The phrase ‘creative destruction’ was coined by Joseph Schumpeter (an economist in the 1930-40’s) and describes in broad terms how the old is constantly being replaced by the new.
By way of example, Alan Greenspan, former head of the US Reserve Bank, eloquently depicted the creative destruction principle by describing how the creative lining of the aluminium soft-drink tin destroyed the former omnipresent steel soft-drink tin. From a contemporary perspective, we can think of many other examples, like the USB replacing the CD, and the creative changes in data transfer consigning the facsimile to the dust bin of yesterday.
In these kind of transitions, whole economies are affected and businesses rise and collapse, with concomitant losses and changes in employment and ways of life. The changes are seldom seamless and resistance can come in many forms – including procedural and regulatory. By way of illustration, the rules around workplace change, restructuring and redundancies; and liquidation of companies and takeovers. Of course, these changes can give rise to tension, conflict and protracted disputes.
When taking a broad perspective on the change in the creative destruction process, we are taken back to analysis of fundamentals. For example, change emanates from difference – i.e. if there is no difference there is no change. Importantly, however, without differences humanity begins to stall; and so differences are essential to human progress.
Where differences are reconciled, change occurs and the next chapter begins. Where differences are not reconciled, however, tension may begin to mount, conflict arises and disputes are often notified (a dispute is characterised as the formalisation of a conflict). In practice, once conflict and disputes are manifest, dispute clauses in contracts are often invoked and/or proceedings are formalised in courts and tribunals. History, practice and experience shows that this play-out can be costly – in terms of time, human cost and financial cost.
Looked at from an alternative viewpoint, however, an interesting irony may emerge.
Change to ‘what-is’ is engendered by creativity. Creativity and change, however, are often resisted or stymied by the status quo. Yet it is those invested in the status quo that can be most at risk. So what drives the resistance?
In their enlivening discussion of resistance within organisations, Foster and Kaplan in their book Creative Destruction: Why Companies that are Built to Last Underperform the Market – And How to Successfully Transform Them (1) argue that resistance is often not overtly determined in the form of risk/benefit analysis. Rather, they argue that the cause can, and often is, embedded in invisible architecture that causes ‘cultural lock-in’. The cultural lock-in and adherence to ‘what-is’ – i.e. ‘the way things are done around here’ – is driven by ‘mental models’ that give rise to control systems that inhibit or preclude ‘challenges to the status quo’ and ‘diversity of opinions’. And it can get worse, because when dialogue doesn’t happen and failure begins (or in some casesdestruction), those that dare to challenge the status quo can become the ‘lightening rods of blame’.

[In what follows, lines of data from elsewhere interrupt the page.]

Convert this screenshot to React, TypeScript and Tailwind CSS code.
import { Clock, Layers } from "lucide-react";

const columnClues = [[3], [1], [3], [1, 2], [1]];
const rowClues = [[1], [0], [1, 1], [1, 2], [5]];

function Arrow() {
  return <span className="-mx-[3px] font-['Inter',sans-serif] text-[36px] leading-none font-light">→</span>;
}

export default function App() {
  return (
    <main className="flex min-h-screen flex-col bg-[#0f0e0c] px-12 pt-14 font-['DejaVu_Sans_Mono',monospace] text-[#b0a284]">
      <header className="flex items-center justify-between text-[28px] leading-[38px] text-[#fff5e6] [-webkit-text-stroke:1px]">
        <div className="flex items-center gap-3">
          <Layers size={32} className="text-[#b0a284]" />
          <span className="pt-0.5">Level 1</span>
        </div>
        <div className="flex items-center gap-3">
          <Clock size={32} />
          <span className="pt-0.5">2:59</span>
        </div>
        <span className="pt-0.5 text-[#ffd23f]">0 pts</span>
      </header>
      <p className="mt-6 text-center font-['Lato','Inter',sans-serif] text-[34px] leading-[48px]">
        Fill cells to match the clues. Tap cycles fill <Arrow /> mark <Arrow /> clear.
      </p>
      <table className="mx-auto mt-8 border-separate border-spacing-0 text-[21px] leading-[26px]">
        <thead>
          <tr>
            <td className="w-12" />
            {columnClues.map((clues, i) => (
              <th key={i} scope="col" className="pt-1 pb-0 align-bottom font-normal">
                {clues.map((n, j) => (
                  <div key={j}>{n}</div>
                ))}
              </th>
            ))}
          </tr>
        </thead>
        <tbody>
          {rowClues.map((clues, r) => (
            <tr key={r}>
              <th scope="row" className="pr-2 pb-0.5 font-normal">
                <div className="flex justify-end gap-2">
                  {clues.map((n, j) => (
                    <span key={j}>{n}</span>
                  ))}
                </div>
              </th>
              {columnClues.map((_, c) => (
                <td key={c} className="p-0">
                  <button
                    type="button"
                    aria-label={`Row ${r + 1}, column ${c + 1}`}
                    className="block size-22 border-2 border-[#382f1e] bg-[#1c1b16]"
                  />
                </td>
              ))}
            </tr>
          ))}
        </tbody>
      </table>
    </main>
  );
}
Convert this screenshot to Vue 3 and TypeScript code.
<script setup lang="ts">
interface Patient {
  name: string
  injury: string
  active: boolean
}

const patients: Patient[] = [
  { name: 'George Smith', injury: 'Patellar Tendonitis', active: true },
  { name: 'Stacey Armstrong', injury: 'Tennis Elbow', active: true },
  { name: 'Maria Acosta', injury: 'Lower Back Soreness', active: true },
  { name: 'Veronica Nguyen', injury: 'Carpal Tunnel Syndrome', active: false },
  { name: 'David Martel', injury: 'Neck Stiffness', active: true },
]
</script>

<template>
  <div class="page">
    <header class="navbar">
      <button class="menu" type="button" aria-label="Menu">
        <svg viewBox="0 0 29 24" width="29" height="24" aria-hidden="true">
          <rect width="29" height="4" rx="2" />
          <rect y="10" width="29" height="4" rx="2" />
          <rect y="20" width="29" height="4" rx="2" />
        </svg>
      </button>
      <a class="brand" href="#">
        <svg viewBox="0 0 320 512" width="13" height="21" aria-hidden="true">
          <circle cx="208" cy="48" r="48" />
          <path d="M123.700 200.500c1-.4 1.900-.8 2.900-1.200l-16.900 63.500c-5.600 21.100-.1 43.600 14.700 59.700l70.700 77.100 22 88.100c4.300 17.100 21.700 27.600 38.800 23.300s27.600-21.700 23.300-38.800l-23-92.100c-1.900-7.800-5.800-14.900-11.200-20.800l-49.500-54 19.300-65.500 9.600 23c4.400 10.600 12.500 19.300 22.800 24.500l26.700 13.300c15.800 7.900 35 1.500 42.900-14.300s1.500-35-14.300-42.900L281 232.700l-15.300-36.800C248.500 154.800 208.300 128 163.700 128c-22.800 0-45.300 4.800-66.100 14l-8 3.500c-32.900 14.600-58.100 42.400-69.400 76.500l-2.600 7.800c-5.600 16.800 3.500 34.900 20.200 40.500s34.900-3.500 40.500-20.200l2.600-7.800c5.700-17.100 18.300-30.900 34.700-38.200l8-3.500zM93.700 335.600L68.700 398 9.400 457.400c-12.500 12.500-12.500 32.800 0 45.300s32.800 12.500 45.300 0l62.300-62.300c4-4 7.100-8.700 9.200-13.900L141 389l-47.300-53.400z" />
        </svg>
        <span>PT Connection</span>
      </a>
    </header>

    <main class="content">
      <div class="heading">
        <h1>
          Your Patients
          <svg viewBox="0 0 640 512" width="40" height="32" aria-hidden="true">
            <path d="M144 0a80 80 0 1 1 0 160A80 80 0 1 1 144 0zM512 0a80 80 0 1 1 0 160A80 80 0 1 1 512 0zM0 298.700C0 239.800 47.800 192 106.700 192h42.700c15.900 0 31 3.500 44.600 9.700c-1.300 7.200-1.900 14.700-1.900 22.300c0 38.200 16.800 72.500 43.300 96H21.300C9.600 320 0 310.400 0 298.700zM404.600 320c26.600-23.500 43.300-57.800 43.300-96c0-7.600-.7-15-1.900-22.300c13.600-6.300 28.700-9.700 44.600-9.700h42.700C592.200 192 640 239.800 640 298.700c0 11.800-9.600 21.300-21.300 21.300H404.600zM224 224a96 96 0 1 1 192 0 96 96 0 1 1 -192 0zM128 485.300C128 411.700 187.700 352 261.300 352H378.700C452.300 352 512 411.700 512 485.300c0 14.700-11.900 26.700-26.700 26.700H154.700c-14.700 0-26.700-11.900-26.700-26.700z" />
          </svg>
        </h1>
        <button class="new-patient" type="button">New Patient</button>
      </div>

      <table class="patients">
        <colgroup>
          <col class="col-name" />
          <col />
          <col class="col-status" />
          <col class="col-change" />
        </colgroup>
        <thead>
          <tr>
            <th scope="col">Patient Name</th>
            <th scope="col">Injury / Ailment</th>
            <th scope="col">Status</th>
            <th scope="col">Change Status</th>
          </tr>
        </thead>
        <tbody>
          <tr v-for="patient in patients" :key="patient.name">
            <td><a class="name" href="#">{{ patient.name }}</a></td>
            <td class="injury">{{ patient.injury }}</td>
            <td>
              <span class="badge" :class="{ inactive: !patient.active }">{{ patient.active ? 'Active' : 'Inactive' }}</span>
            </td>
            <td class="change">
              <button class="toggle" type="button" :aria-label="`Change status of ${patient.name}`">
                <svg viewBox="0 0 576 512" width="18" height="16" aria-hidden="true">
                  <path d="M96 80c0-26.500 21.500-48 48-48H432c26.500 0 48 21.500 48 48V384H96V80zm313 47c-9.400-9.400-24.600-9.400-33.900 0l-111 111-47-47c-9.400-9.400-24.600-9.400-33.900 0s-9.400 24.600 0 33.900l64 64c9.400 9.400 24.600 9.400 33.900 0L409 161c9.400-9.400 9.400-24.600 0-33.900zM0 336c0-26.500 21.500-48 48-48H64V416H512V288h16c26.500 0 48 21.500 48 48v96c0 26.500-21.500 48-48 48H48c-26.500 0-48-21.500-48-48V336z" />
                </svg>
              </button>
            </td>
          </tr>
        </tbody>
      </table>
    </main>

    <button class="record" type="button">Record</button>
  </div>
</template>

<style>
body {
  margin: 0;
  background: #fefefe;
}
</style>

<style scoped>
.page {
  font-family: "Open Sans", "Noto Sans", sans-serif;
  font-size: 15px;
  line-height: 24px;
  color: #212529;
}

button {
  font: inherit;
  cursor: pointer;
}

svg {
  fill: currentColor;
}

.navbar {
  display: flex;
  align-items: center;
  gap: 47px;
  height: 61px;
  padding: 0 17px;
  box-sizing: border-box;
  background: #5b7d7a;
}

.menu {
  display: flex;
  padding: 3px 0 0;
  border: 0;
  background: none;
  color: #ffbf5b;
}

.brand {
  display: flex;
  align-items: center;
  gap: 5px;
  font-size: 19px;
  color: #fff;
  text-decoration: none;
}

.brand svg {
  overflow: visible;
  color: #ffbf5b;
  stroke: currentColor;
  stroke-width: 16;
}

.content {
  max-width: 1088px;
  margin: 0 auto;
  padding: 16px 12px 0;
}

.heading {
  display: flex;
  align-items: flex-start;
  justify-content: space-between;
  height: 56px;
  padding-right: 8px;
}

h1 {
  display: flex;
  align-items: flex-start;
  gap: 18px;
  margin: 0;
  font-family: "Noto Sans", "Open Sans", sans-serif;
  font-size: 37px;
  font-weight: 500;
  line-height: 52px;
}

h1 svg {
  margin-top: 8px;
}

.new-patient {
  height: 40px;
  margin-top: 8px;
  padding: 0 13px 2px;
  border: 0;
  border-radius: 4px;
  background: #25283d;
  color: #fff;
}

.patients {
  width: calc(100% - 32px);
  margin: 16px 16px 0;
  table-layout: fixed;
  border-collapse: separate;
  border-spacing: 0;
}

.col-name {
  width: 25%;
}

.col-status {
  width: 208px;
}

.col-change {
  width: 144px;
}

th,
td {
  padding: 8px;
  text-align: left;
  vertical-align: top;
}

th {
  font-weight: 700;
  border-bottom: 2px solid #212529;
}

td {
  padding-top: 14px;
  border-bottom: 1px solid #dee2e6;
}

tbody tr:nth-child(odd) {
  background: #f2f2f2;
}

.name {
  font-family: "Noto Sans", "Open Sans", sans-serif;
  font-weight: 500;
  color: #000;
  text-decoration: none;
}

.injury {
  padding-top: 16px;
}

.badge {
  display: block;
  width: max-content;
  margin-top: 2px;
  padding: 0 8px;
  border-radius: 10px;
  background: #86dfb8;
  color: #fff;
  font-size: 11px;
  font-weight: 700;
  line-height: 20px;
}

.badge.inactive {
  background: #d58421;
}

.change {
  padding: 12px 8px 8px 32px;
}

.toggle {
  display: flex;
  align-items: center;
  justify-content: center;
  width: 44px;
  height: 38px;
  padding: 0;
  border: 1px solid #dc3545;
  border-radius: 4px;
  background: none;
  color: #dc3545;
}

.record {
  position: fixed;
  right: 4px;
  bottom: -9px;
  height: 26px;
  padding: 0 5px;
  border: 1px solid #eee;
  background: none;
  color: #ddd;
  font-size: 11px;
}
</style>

To return to the irony mentioned above, creativity is most often the progenitor of difference and change. On the other hand, resistance is embedded in the antithesis of creativity – inflexible systems and structures, mental models and processes built around certainty and predictability.
If our awareness of this phenomenon is raised, and valid for our situation, how can we be ‘creative’ in overcoming it? How do we create the environment for open thinking and value creation?
It is an age old adage in life that if you want to go somewhere the first thing you’ve got to know, or work out, is where you are. In a personal sense this can equate to asking: ‘Who am I (what are my values and what do I stand for)’, and ‘Where am I (in all aspects of my life)?’. From an organisational or work sense, similar questions can be asked: ‘Who are we, and what is our culture – i.e. our values, beliefs and norms?’; and ‘What do we do and who we do it for?’.
In considering the latter and the organisation culture, Kenneth Cloke challenges our thinking by positing: “You can’t change [organisational] culture if you can’t talk about it!”(2)
In a contemporary organisational sense in the post Covid epoch, this challenge is particularly apposite in all areas of our polity – e.g. in Government and the challenges of climate change; in health and changing demographics; and in business and changing global markets and geopolitical alliances.
And so here is a challenge/opportunity to consider: If we know where the locus of resistance is, can we ‘creatively’ challenge the processes (the dialogue) existing within the relevant systems to destroy the inhibitors (i.e. the inflexible systems) to change?
The answer to this question is unequivocally ‘yes’. Designing and implementing the necessary interventions, however, requires careful planning.
- Richard N. Foster and Sarah Kaplan,Creative Destruction: Why Companies that are Built to Last Underperform the Market – And How to Successfully Transform Them(Doubleday 2001) 16-19.
- K.Cloke, & J. Goldsmith, Resolving Conflicts at Work (Jossey-Bass, 2001) p.20.